Average speedup of PFAC_VEC over SFAC_VEC

Figure 8 shows the average speedup of PFAC_VEC over SFAC_VEC, for different texts and number of threads. Note that for a fixed text, the speedup first increases with the number of threads and then decreases. However, for a fixed number of threads the speedup always increases with the size of the text. From these results we conclude that PFAC_VEC behaves well as the workload is increased.

Fig. 9.
figure 9

Best performance (speedup) of PFAC_VEC for each text

Figure 9 shows the best performance (average speedup) of PFAC_VEC over SFAC_VEC for each text, and the number of threads that provides this value. As it can be observed, the number of threads that provides the best performance depends on the text. PFAC_VEC achieves an average speedup of 8.53 for text 1, 38.49 for text 2, 49.03 for text 3 and 62.88 for text 4, using 32, 64, 128 and 128 threads respectively.

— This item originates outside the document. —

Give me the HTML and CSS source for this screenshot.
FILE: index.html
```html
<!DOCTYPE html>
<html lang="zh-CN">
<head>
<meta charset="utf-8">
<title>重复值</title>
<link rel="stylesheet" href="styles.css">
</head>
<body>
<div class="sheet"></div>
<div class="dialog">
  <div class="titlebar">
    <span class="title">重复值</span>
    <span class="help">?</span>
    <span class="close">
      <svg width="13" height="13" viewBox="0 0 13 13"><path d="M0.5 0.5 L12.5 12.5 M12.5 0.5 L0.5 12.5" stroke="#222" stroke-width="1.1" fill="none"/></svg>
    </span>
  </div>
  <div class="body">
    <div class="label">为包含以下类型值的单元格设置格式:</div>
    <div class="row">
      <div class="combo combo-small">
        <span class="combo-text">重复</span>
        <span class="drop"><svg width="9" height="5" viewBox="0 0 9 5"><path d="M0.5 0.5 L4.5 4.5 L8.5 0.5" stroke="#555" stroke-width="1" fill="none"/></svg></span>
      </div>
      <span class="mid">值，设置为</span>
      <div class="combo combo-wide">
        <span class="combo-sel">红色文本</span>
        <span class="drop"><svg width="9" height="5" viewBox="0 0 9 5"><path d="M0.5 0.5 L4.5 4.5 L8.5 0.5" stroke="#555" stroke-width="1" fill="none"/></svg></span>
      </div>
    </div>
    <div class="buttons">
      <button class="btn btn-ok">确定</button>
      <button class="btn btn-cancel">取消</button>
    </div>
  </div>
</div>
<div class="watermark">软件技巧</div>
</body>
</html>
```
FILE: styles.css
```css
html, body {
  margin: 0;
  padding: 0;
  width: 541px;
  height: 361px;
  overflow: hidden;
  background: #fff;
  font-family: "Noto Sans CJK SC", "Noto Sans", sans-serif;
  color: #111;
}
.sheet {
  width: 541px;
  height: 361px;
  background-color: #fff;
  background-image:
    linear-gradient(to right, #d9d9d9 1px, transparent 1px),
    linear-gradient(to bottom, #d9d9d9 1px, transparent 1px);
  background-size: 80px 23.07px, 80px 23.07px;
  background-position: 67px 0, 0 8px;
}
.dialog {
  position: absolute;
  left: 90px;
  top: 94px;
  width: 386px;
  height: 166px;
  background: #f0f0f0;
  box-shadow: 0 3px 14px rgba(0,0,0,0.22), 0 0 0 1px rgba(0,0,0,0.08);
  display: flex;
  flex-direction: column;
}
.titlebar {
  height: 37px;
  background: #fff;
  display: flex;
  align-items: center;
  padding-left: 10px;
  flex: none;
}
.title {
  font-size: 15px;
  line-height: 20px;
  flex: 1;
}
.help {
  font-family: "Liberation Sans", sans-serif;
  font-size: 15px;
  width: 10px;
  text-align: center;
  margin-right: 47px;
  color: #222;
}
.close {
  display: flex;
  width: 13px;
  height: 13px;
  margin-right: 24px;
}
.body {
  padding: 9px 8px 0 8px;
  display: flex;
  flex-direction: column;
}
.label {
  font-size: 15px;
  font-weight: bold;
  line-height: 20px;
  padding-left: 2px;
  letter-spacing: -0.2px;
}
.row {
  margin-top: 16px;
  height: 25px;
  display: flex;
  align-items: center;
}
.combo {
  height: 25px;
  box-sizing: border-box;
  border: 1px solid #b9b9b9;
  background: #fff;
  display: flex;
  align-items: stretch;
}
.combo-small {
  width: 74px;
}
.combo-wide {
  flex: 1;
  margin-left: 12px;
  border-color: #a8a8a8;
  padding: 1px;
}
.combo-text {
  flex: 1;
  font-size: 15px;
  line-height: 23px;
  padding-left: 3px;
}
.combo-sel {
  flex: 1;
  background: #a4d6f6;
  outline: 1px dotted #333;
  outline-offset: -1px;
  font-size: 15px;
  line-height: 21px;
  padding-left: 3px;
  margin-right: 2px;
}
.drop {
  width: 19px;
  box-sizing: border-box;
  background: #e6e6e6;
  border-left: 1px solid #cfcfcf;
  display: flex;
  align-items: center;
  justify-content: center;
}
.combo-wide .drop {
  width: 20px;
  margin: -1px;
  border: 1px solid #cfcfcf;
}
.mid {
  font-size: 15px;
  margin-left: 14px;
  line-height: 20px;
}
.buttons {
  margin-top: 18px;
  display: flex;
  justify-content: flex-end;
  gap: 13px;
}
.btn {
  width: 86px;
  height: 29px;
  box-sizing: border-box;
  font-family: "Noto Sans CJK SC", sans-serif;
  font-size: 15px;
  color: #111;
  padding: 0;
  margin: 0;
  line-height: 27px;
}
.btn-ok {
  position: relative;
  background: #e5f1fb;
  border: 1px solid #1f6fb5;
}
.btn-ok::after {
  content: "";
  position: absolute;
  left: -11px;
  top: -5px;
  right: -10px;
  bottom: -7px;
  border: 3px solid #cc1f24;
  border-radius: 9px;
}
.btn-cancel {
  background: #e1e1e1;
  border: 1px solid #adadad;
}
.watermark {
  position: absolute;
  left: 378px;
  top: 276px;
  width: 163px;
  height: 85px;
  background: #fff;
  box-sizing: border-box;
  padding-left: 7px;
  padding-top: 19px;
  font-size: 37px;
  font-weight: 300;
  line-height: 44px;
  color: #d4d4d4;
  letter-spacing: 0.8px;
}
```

5 Conclusions and Future Work

In this paper we presented a novel pattern matching algorithm that efficiently exploits the full computational power of Intel Xeon Phi processors by using both SIMD and thread parallelism. Our proposal is based on the Parallel Failureless Aho-Corasick (PFAC) algorithm.

In summary, our algorithm distributes blocks of tasks among threads. Then, each thread uses SIMD instructions for processing each assigned block (all its tasks are simultaneously solved).

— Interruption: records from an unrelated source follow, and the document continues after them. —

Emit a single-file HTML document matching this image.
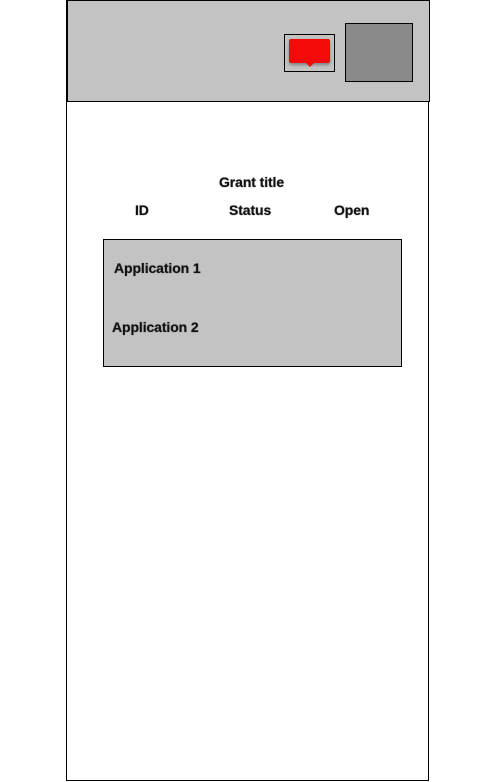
<!DOCTYPE html>
<html><head><style>
body{margin:0;width:495px;height:782px;background:#fff;position:relative;overflow:hidden;font-family:"Liberation Sans",sans-serif;}
.a{position:absolute;box-sizing:border-box}
.t{position:absolute;font-size:14px;font-weight:bold;color:#111;letter-spacing:-0.1px;line-height:16px;white-space:nowrap;text-shadow:0 0 1px #444}
</style></head><body>
<div class="a" style="left:66px;top:0;width:363px;height:781px;border:1px solid #000;border-top:none"></div>
<div class="a" style="left:67px;top:0;width:363px;height:102px;background:#c3c3c3;border:1px solid #000"></div>
<div class="a" style="left:284px;top:34px;width:51px;height:38px;border:1px solid #000;background:#c3c3c3"></div>
<div class="a" style="left:289px;top:39px;width:41px;height:24px;background:#f50a0a;border-radius:2px;box-shadow:0 2px 3px rgba(0,0,0,.35)"></div>
<div class="a" style="left:305px;top:62px;width:0;height:0;border-left:5px solid transparent;border-right:5px solid transparent;border-top:5px solid #f50a0a"></div>
<div class="a" style="left:345px;top:23px;width:68px;height:59px;background:#8a8a8a;border:1px solid #000"></div>
<div class="t" style="left:219px;top:174px">Grant title</div>
<div class="t" style="left:135px;top:202px">ID</div>
<div class="t" style="left:229px;top:202px">Status</div>
<div class="t" style="left:334px;top:202px">Open</div>
<div class="a" style="left:103px;top:239px;width:299px;height:128px;background:#c3c3c3;border:1px solid #000"></div>
<div class="t" style="left:114px;top:260px">Application 1</div>
<div class="t" style="left:112px;top:319px">Application 2</div>
</body></html>
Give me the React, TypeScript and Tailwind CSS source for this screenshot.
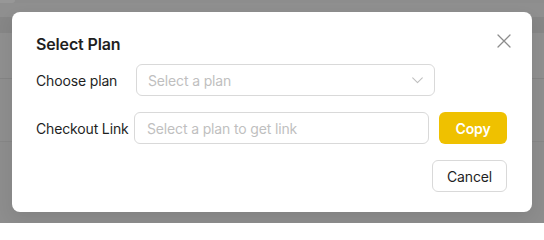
import React from "react";

function CloseIcon() {
  return (
    <svg width="14" height="14" viewBox="0 0 14 14" fill="none">
      <path d="M1 1L13 13M13 1L1 13" stroke="#8c8c8c" strokeWidth="1.3" strokeLinecap="round" />
    </svg>
  );
}

function Chevron() {
  return (
    <svg width="11" height="7" viewBox="0 0 11 7" fill="none">
      <path d="M0.7 0.8L5.5 5.6L10.3 0.8" stroke="#bfbfbf" strokeWidth="1.1" strokeLinecap="round" strokeLinejoin="round" />
    </svg>
  );
}

export default function App() {
  return (
    <div
      className="relative w-[544px] h-[223px] overflow-hidden bg-[#8d8d8d]"
      style={{ fontFamily: "Inter, 'Noto Sans', 'Liberation Sans', sans-serif" }}
    >
      {/* dimmed page behind overlay */}
      <div className="flex flex-col w-full h-full">
        <div className="h-[3px] w-[15px] rounded-br-[4px] bg-[#979797]" />
        <div className="h-[14px] bg-[#8f8f8f]" />
        <div className="h-[16px] bg-[#868686]" />
        <div className="h-[45px] bg-[#8f8f8f]" />
        <div className="h-px bg-[#848484]" />
        <div className="h-[62px] bg-[#8e8e8e]" />
        <div className="h-px bg-[#868686]" />
        <div className="flex-1 bg-[#8d8d8d]" />
      </div>

      {/* modal */}
      <div className="absolute left-[12px] top-[12px] w-[520px] rounded-[8px] bg-white px-[24px] pt-[20px] pb-[20px] shadow-[0_6px_16px_rgba(0,0,0,0.08)] tracking-[-0.15px]">
        <div className="flex items-start justify-between h-[24px]">
          <div className="text-[16px] leading-[24px] font-semibold text-[#1f1f1f]">Select Plan</div>
          <div className="mt-[2px] -mr-[3px]">
            <CloseIcon />
          </div>
        </div>

        <div className="mt-[8px] flex items-center h-[32px]">
          <div className="w-[100px] text-[14px] text-[#1f1f1f] whitespace-nowrap">Choose plan</div>
          <div className="flex items-center justify-between w-[299px] h-[32px] rounded-[6px] border border-[#d9d9d9] pl-[11px] pr-[11px]">
            <span className="text-[14px] text-[#bfbfbf]">Select a plan</span>
            <Chevron />
          </div>
        </div>

        <div className="mt-[16px] flex items-center h-[32px]">
          <div className="w-[98px] text-[14px] text-[#1f1f1f] whitespace-nowrap">Checkout Link</div>
          <div className="flex items-center w-[295px] h-[32px] rounded-[6px] border border-[#d9d9d9] pl-[12px]">
            <span className="text-[14px] text-[#bfbfbf]">Select a plan to get link</span>
          </div>
          <div className="ml-[10px] flex items-center justify-center w-[68px] h-[32px] rounded-[6px] bg-[#efc100] text-[14px] font-semibold text-white">
            Copy
          </div>
        </div>

        <div className="mt-[16px] flex justify-end">
          <div className="mr-px flex items-center justify-center w-[75px] h-[32px] rounded-[6px] border border-[#d9d9d9] bg-white text-[14px] text-[#1f1f1f]">
            Cancel
          </div>
        </div>
      </div>
    </div>
  );
}
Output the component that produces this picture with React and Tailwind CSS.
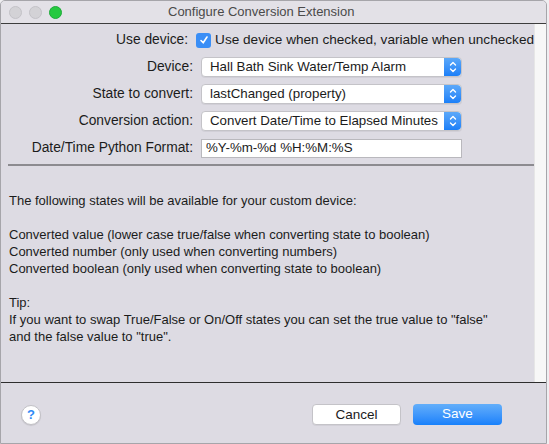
import { useState } from 'react';

const font = { fontFamily: '"Liberation Sans", Arial, sans-serif' };

// up/down chevrons on the blue stepper of a popup button
function Stepper() {
  return (
    <div className="flex h-full w-[17px] items-center justify-center rounded-r-[4px] bg-gradient-to-b from-[#5ba8f9] to-[#1a7ff8]">
      <svg width="8" height="12" viewBox="0 0 8 12" fill="none" stroke="white" strokeWidth="1.4" strokeLinecap="round" strokeLinejoin="round">
        <path d="M1.5 4 L4 1.5 L6.5 4" />
        <path d="M1.5 8 L4 10.5 L6.5 8" />
      </svg>
    </div>
  );
}

function Popup({ value }) {
  return (
    <div className="flex h-[20px] w-[261px] items-stretch rounded-[4px] border border-[#c4c3c8] bg-white shadow-[0_1px_0_rgba(0,0,0,0.05)]">
      <div className="flex flex-1 items-center whitespace-nowrap pl-[8px] text-[13.3px] text-[#1b1b1b]">{value}</div>
      <Stepper />
    </div>
  );
}

function Row({ label, children }) {
  return (
    <div className="flex h-[20px] items-center">
      <div className="w-[193px] whitespace-nowrap pr-[1px] text-right text-[13.8px] text-[#1b1b1b]">{label}</div>
      <div className="ml-[7px] flex items-center">{children}</div>
    </div>
  );
}

export default function App() {
  const [useDevice, setUseDevice] = useState(true);
  const [format, setFormat] = useState('%Y-%m-%d %H:%M:%S');

  return (
    <div className="h-[444px] w-[549px] overflow-hidden bg-[#efeef1]" style={font}>
      <div className="flex h-[444px] w-[547px] flex-col overflow-hidden rounded-t-[5px] border border-[#a6a5aa] bg-[#dddbe3]">
        {/* title bar */}
        <div className="flex h-[23px] shrink-0 items-center border-b border-[#3d3d3d] bg-[#e3e1e7]">
          <div className="ml-[8px] flex gap-[7px]">
            <span className="h-[13px] w-[13px] rounded-full border border-[#c3c2c7] bg-[#d3d2d6]" />
            <span className="h-[13px] w-[13px] rounded-full border border-[#c3c2c7] bg-[#d3d2d6]" />
            <span className="h-[13px] w-[13px] rounded-full border border-[#1eaa3a] bg-[#26c940]" />
          </div>
          <div className="ml-[106px] text-[13px] text-[#4a4a4a]">Configure Conversion Extension</div>
        </div>

        {/* form + scroller */}
        <div className="flex h-[359px] shrink-0 border-b border-[#2e2e2e]">
          <div className="flex-1 overflow-hidden">
            <div className="flex flex-col gap-[7px] pt-[6px]">
              <Row label="Use device:">
                <button
                  onClick={() => setUseDevice(!useDevice)}
                  className={`flex h-[15px] w-[15px] items-center justify-center rounded-[3px] ${useDevice ? 'bg-[#3a8ef6]' : 'border border-[#b5b5b5] bg-white'}`}
                >
                  {useDevice && (
                    <svg width="10" height="10" viewBox="0 0 10 10" fill="none" stroke="white" strokeWidth="1.6" strokeLinecap="round" strokeLinejoin="round">
                      <path d="M2 5.5 L4.2 7.8 L8 2" />
                    </svg>
                  )}
                </button>
                <span className="ml-[4px] whitespace-nowrap text-[13.6px] text-[#1b1b1b]">
                  Use device when checked, variable when unchecked
                </span>
              </Row>
              <Row label="Device:">
                <Popup value="Hall Bath Sink Water/Temp Alarm" />
              </Row>
              <Row label="State to convert:">
                <Popup value="lastChanged (property)" />
              </Row>
              <Row label="Conversion action:">
                <Popup value="Convert Date/Time to Elapsed Minutes" />
              </Row>
              <Row label="Date/Time Python Format:">
                <input
                  value={format}
                  onChange={(e) => setFormat(e.target.value)}
                  className="h-[19px] w-[261px] border border-[#b9b8bd] bg-white px-[4px] text-[13.3px] text-[#1b1b1b] outline-none"
                />
              </Row>
            </div>

            <div className="ml-[7px] mt-[6px] h-[2px] bg-[#8c8b90]" />

            <div className="pl-[8px] pt-[26px] text-[13px] leading-[17px] text-[#1b1b1b]">
              <p>The following states will be available for your custom device:</p>
              <p className="h-[17px]" />
              <p>Converted value (lower case true/false when converting state to boolean)</p>
              <p>Converted number (only used when converting numbers)</p>
              <p>Converted boolean (only used when converting state to boolean)</p>
              <p className="h-[17px]" />
              <p>Tip:</p>
              <p>If you want to swap True/False or On/Off states you can set the true value to "false"</p>
              <p>and the false value to "true".</p>
            </div>
          </div>
          <div className="w-[12px] border-l border-[#e6e6e6] bg-[#f7f7f7]" />
        </div>

        {/* footer */}
        <div className="flex flex-1 items-center pt-[2px]">
          <button className="ml-[20px] mt-[2px] flex h-[20px] w-[20px] items-center justify-center rounded-full border border-[#c2c1c6] bg-white text-[13px] font-bold text-[#2f8af5] shadow-[0_1px_1px_rgba(0,0,0,0.1)]">
            ?
          </button>
          <button className="ml-auto h-[21px] w-[89px] rounded-[4px] border border-[#c4c3c8] bg-white text-[13.5px] text-[#1b1b1b] shadow-[0_1px_0_rgba(0,0,0,0.05)]">
            Cancel
          </button>
          <button className="ml-[12px] mr-[44px] h-[21px] w-[89px] rounded-[4px] bg-gradient-to-b from-[#62aefa] to-[#1580fb] text-[13.5px] text-white">
            Save
          </button>
        </div>
      </div>
    </div>
  );
}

We ran our algorithm (PFAC_VEC) on a Xeon Phi 7230 (KNL) processor and compared its performance with that of the multi-threaded non-vectorized (PFAC) and the single-threaded vectorized (SFAC_VEC) counterparts, respectively.

Experimental results showed that PFAC_VEC outperforms PFAC, indicating that SIMD parallelism is effective to reduce parallel execution times. Furthermore, they reveal that PFAC_VEC is up to 63x faster than SFAC_VEC, demonstrating that thread parallelism is also effective to accelerate pattern matching. Finally, we showed that PFAC_VEC behaves well as the workload increases.

As for future work, we plan to compare the results presented here with those of PFAC for GPU, PFAC for multi-GPU and PFAC for CPU-GPU heterogeneous systems. Also, we plan to apply our proposal to solve more practical problems.